Repeat, exactly and completely, the material that follows. Omit the pictures.

── Provided material

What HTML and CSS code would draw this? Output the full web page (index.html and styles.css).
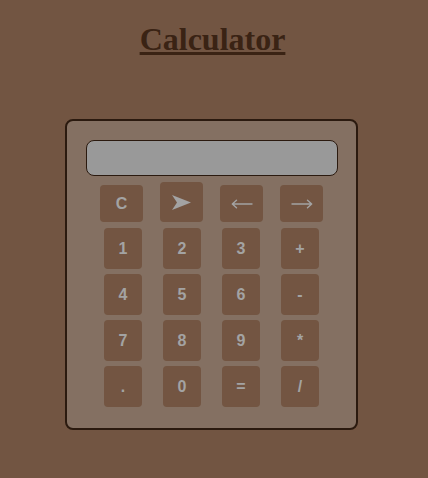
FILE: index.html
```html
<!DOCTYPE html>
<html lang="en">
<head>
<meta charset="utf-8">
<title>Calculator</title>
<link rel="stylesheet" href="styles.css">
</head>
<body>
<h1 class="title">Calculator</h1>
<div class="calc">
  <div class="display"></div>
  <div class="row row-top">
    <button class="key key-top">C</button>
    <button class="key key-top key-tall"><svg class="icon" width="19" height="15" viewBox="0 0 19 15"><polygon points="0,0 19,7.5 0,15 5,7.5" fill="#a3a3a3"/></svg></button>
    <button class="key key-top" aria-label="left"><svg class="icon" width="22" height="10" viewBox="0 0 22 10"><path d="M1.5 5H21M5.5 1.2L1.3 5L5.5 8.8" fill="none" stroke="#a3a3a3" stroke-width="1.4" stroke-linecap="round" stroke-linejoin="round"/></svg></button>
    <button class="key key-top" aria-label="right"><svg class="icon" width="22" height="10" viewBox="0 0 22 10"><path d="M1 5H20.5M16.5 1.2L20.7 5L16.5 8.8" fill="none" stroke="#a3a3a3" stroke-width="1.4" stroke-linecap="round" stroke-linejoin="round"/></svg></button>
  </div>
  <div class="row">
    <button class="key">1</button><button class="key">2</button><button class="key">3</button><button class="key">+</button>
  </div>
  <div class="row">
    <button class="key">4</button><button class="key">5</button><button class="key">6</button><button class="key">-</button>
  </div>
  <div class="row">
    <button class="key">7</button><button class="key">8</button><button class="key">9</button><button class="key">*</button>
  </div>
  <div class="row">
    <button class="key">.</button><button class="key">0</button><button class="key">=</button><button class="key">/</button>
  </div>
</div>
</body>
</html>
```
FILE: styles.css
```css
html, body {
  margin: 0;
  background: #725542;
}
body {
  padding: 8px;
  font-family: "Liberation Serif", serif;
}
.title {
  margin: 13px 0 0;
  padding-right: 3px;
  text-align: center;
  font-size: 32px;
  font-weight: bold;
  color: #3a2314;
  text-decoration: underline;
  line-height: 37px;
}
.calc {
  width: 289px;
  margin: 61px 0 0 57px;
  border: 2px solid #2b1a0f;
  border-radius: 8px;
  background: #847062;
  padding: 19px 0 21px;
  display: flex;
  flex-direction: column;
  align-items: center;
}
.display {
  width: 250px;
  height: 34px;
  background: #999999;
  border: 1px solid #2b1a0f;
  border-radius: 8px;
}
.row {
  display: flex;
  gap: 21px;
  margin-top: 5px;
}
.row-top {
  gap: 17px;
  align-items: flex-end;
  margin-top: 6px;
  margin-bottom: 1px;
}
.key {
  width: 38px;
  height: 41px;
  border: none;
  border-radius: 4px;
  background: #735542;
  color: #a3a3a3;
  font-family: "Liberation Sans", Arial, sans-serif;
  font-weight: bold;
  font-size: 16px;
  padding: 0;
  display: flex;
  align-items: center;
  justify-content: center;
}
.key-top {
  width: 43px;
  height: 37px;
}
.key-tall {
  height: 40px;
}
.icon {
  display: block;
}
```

────

**Correct output:**
What HTML and CSS code would draw this? Output the full web page (index.html and styles.css).
FILE: index.html
```html
<!DOCTYPE html>
<html lang="en">
<head>
<meta charset="utf-8">
<title>Calculator</title>
<link rel="stylesheet" href="styles.css">
</head>
<body>
<h1 class="title">Calculator</h1>
<div class="calc">
  <div class="display"></div>
  <div class="row row-top">
    <button class="key key-top">C</button>
    <button class="key key-top key-tall"><svg class="icon" width="19" height="15" viewBox="0 0 19 15"><polygon points="0,0 19,7.5 0,15 5,7.5" fill="#a3a3a3"/></svg></button>
    <button class="key key-top" aria-label="left"><svg class="icon" width="22" height="10" viewBox="0 0 22 10"><path d="M1.5 5H21M5.5 1.2L1.3 5L5.5 8.8" fill="none" stroke="#a3a3a3" stroke-width="1.4" stroke-linecap="round" stroke-linejoin="round"/></svg></button>
    <button class="key key-top" aria-label="right"><svg class="icon" width="22" height="10" viewBox="0 0 22 10"><path d="M1 5H20.5M16.5 1.2L20.7 5L16.5 8.8" fill="none" stroke="#a3a3a3" stroke-width="1.4" stroke-linecap="round" stroke-linejoin="round"/></svg></button>
  </div>
  <div class="row">
    <button class="key">1</button><button class="key">2</button><button class="key">3</button><button class="key">+</button>
  </div>
  <div class="row">
    <button class="key">4</button><button class="key">5</button><button class="key">6</button><button class="key">-</button>
  </div>
  <div class="row">
    <button class="key">7</button><button class="key">8</button><button class="key">9</button><button class="key">*</button>
  </div>
  <div class="row">
    <button class="key">.</button><button class="key">0</button><button class="key">=</button><button class="key">/</button>
  </div>
</div>
</body>
</html>
```
FILE: styles.css
```css
html, body {
  margin: 0;
  background: #725542;
}
body {
  padding: 8px;
  font-family: "Liberation Serif", serif;
}
.title {
  margin: 13px 0 0;
  padding-right: 3px;
  text-align: center;
  font-size: 32px;
  font-weight: bold;
  color: #3a2314;
  text-decoration: underline;
  line-height: 37px;
}
.calc {
  width: 289px;
  margin: 61px 0 0 57px;
  border: 2px solid #2b1a0f;
  border-radius: 8px;
  background: #847062;
  padding: 19px 0 21px;
  display: flex;
  flex-direction: column;
  align-items: center;
}
.display {
  width: 250px;
  height: 34px;
  background: #999999;
  border: 1px solid #2b1a0f;
  border-radius: 8px;
}
.row {
  display: flex;
  gap: 21px;
  margin-top: 5px;
}
.row-top {
  gap: 17px;
  align-items: flex-end;
  margin-top: 6px;
  margin-bottom: 1px;
}
.key {
  width: 38px;
  height: 41px;
  border: none;
  border-radius: 4px;
  background: #735542;
  color: #a3a3a3;
  font-family: "Liberation Sans", Arial, sans-serif;
  font-weight: bold;
  font-size: 16px;
  padding: 0;
  display: flex;
  align-items: center;
  justify-content: center;
}
.key-top {
  width: 43px;
  height: 37px;
}
.key-tall {
  height: 40px;
}
.icon {
  display: block;
}
```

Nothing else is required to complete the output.